Such things? Was he at a tea in the Cotswolds, discussing the pesky upkeep of the carriage house?
Doesn’t matter? No, I guess a president-elect’s effort to undermine Americans’ confidence in our political system – and, beyond that, his attachment to conspiracy theories – aren’t pressing concerns. My bad for assuming otherwise.
Ryan’s answer was marginally better than the one given on the ABC News show “This Week” by Mike Pence, who described Trump’s tweets as “refreshing.” An adjective’s connotations can change from era to era as a language evolves, but I still associate “refreshing” with lemonade and dips in the sea, not wild accusations of voter fraud. My command of English is clearly slipping.
Pence, of course, is Trump’s designated sycophant. That’s practically written into a vice president’s job description. Ryan has no similar duty, just a growing willingness to part ways with principle.

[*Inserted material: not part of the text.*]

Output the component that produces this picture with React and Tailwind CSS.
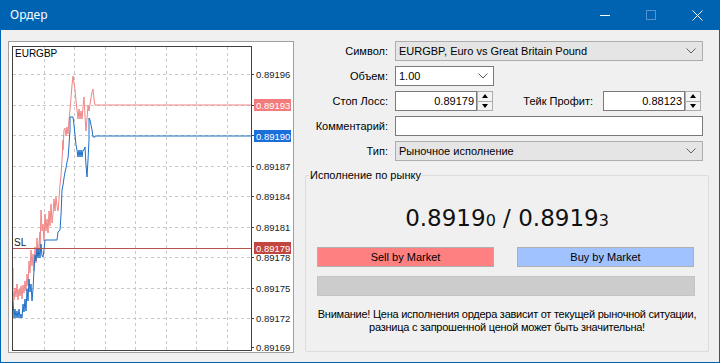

I do understand the position that he and many pols in both parties are in. They’re alarmed by Trump, and frequently aghast at him, but they want enough peace to steer him in the directions they desire and to minimize the damage overall.
They have seen how prone he can be to manipulation, how susceptible to flattery, how influenced by the last voice in his ear. So they’re trying to stick close enough to whisper – and one of the main stories of the Trump presidency, unless it goes completely off the rails, will be their ceaseless calculations about when they can afford to stay mum and when they can’t.
But they can’t afford to stay mum when Trump, merely to stroke his own ego and assert his potency, tells a lie about election results, calling Clinton’s advantage in the popular vote a sham. Certainly Ryan can’t, because he’s a role model and because this lie epitomizes Trump’s demagogic tendencies and legitimizes fake news, the dark consequences of which are becoming ever clearer.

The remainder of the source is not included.